The airline is burning cash at a rate of HK$1.5 billion (US$193 million) to HK$2 billion per month and says it will continue to bleed cash until the market recovers, with a full passenger recovery not expected until 2024 according to IATA.

Ronald Lam, Cathay Pacific Group’s chief customer and commercial officer, said a restructuring of the airline was necessary to provide time to transform the business and continue to operate in the short term.

“We are weathering the storm for now, but the fact remains that we simply will not survive unless we adapt our airlines for the new travel market,” Mr Lam said.

“A restructuring will therefore be inevitable to protect the company, the Hong Kong aviation hub, and the livelihoods of as many people as possible.”

Hong Kong’s government injected Cathay Pacific with a HK$39bn rescue package in June after the carrier reported a first-half loss in FY 2020 of HK$9.87bn.

Cathay Pacific in July negotiated with Airbus to delay taking delivery of its new A350s and A321neos by up to two years.

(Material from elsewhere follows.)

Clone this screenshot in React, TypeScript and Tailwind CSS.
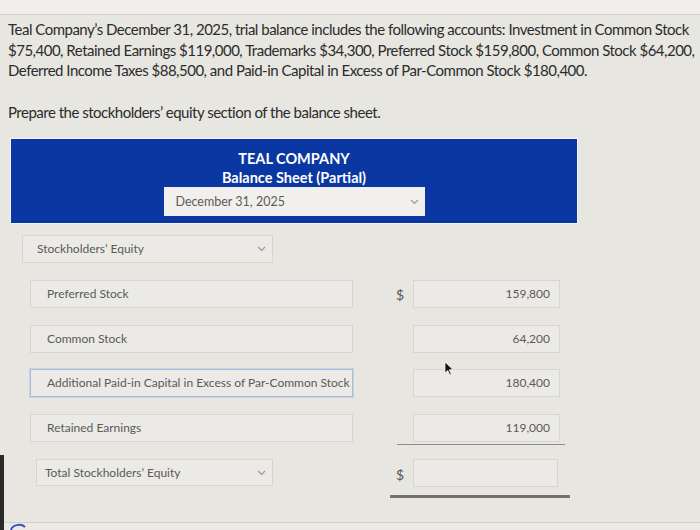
import React from 'react';

const Chevron = () => (
  <svg width="9" height="6" viewBox="0 0 9 6" fill="none" className="shrink-0">
    <path d="M1 1l3.5 3.5L8 1" stroke="#9a9a98" strokeWidth="1.2" />
  </svg>
);

const LabelBox = ({ text, focused }: { text: string; focused?: boolean }) => (
  <div
    className={
      'ml-[30px] w-[323px] h-[28px] flex items-center pl-[16px] text-[12px] text-[#5a5a58] bg-[#ebeae6] border ' +
      (focused ? 'border-[#aebbd6] shadow-[0_0_0_1px_#c9d3e6]' : 'border-[#d6d5d0]')
    }
  >
    {text}
  </div>
);

const ValueBox = ({ value }: { value?: string }) => (
  <div className="w-[147px] h-[28px] flex items-center justify-end pr-[9px] text-[12px] text-[#5a5a58] bg-[#ebeae6] border border-[#d6d5d0]">
    {value}
  </div>
);

const Dollar = ({ show }: { show?: boolean }) => (
  <div className="w-[60px] pr-[9px] text-right text-[14px] text-[#555553]">{show ? '$' : ''}</div>
);

const App = () => {
  return (
    <div className="relative w-[700px] h-[530px] overflow-hidden bg-[#e7e6e1] font-['Lato',sans-serif]">
      <div className="h-[15px] bg-[#f0efeb] border-b border-[#d3d2cd]" />

      <div className="pl-[8px] pt-[4px] text-[15px] leading-[20.5px] text-[#2c2c2b] tracking-[-0.5px] whitespace-nowrap">
        <div>Teal Company’s December 31, 2025, trial balance includes the following accounts: Investment in Common Stock</div>
        <div>$75,400, Retained Earnings $119,000, Trademarks $34,300, Preferred Stock $159,800, Common Stock $64,200,</div>
        <div>Deferred Income Taxes $88,500, and Paid-in Capital in Excess of Par-Common Stock $180,400.</div>
        <div className="mt-[21px]">Prepare the stockholders’ equity section of the balance sheet.</div>
      </div>

      <div className="ml-[11px] mt-[17px] w-[566px] h-[84px] bg-[#0b37a2] shadow-[0_0_0_1px_#f3f3f0] flex flex-col items-center pt-[10px] text-white font-bold text-[14.5px] leading-[19px]">
        <div>TEAL COMPANY</div>
        <div>Balance Sheet (Partial)</div>
        <div className="w-[261px] h-[29px] bg-[#f1f0ec] flex items-center justify-between pl-[12px] pr-[6px] font-normal text-[12.5px] text-[#5b5b59]">
          <span>December 31, 2025</span>
          <Chevron />
        </div>
      </div>

      <div className="ml-[22px] mt-[12px] w-[251px] h-[28px] flex items-center justify-between pl-[14px] pr-[6px] bg-[#ebeae6] border border-[#d6d5d0] text-[12px] text-[#5a5a58]">
        <span>Stockholders’ Equity</span>
        <Chevron />
      </div>

      <div className="mt-[17px] flex items-center">
        <LabelBox text="Preferred Stock" />
        <Dollar show />
        <ValueBox value="159,800" />
      </div>

      <div className="mt-[17px] flex items-center">
        <LabelBox text="Common Stock" />
        <Dollar />
        <ValueBox value="64,200" />
      </div>

      <div className="mt-[16px] flex items-center">
        <LabelBox text="Additional Paid-in Capital in Excess of Par-Common Stock" focused />
        <Dollar />
        <ValueBox value="180,400" />
      </div>

      <div className="mt-[17px] flex items-start">
        <LabelBox text="Retained Earnings" />
        <Dollar />
        <div className="flex flex-col">
          <ValueBox value="119,000" />
          <div className="mt-[2px] -ml-[16px] w-[168px] h-px bg-[#8c8c8a]" />
        </div>
      </div>

      <div className="mt-[14px] flex items-start">
        <div className="ml-[36px] w-[237px] h-[27px] flex items-center justify-between pl-[8px] pr-[6px] bg-[#ebeae6] border border-[#d6d5d0] text-[12px] text-[#5a5a58]">
          <span>Total Stockholders’ Equity</span>
          <Chevron />
        </div>
        <div className="w-[140px] pr-[9px] pt-[5px] text-right text-[14px] text-[#555553]">$</div>
        <div className="flex flex-col">
          <div className="w-[145px] h-[28px] bg-[#ebeae6] border border-[#d6d5d0]" />
          <div className="mt-[8px] -ml-[23px] w-[180px] h-[3px] bg-[#737371]" />
        </div>
      </div>

      <div className="mt-[24px] h-px bg-[#d0cfca]" />
      <div className="h-[10px] bg-[#eceae6]" />

      {/* screen bezel edge at the bottom left */}
      <div className="absolute left-0 top-[455px] w-[4px] h-[75px] bg-[#2b2a29]" />
      <svg className="absolute left-[9px] top-[523px]" width="18" height="7" viewBox="0 0 18 7">
        <path d="M2 7 C3 2, 12 0, 16 4" stroke="#3b4fc4" strokeWidth="2" fill="none" />
      </svg>

      {/* mouse pointer */}
      <svg className="absolute left-[444px] top-[361px]" width="10" height="15" viewBox="0 0 10 15">
        <path d="M1 1 L1 12 L3.8 9.4 L5.8 14 L7.3 13.3 L5.4 8.8 L9 8.6 Z" fill="#111" stroke="#f4f4f4" strokeWidth="0.8" />
      </svg>
    </div>
  );
};

export default App;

It is reportedly in negotiations with Boeing to delay its 777-9s, of which it has 21 on order.

In Q4 2020 the airline will make recommendations to the board about the future size of the company.

Lam said the airline is yet to see any solid signs of immediate improvement in terms of passenger demand.

“With no new destinations being resumed in August, we saw only minimal increase in passenger flight capacity compared to the previous month,” he said.

He added: “We did see stronger demand on certain routes, notably student traffic to the UK with flights recording load factors of up to 90%. The lifting of the ban on transit flights departing from the Chinese mainland via Hong Kong in mid-August helped to generate reasonable demand towards the end of the month.”

Cathay Pacific and Cathay Dragon carried a total of 35,773 passengers last month, a decrease of 98.8% compared to August 2019. The month’s revenue passenger kilometres (RPKs) fell 98.1% year-on-year.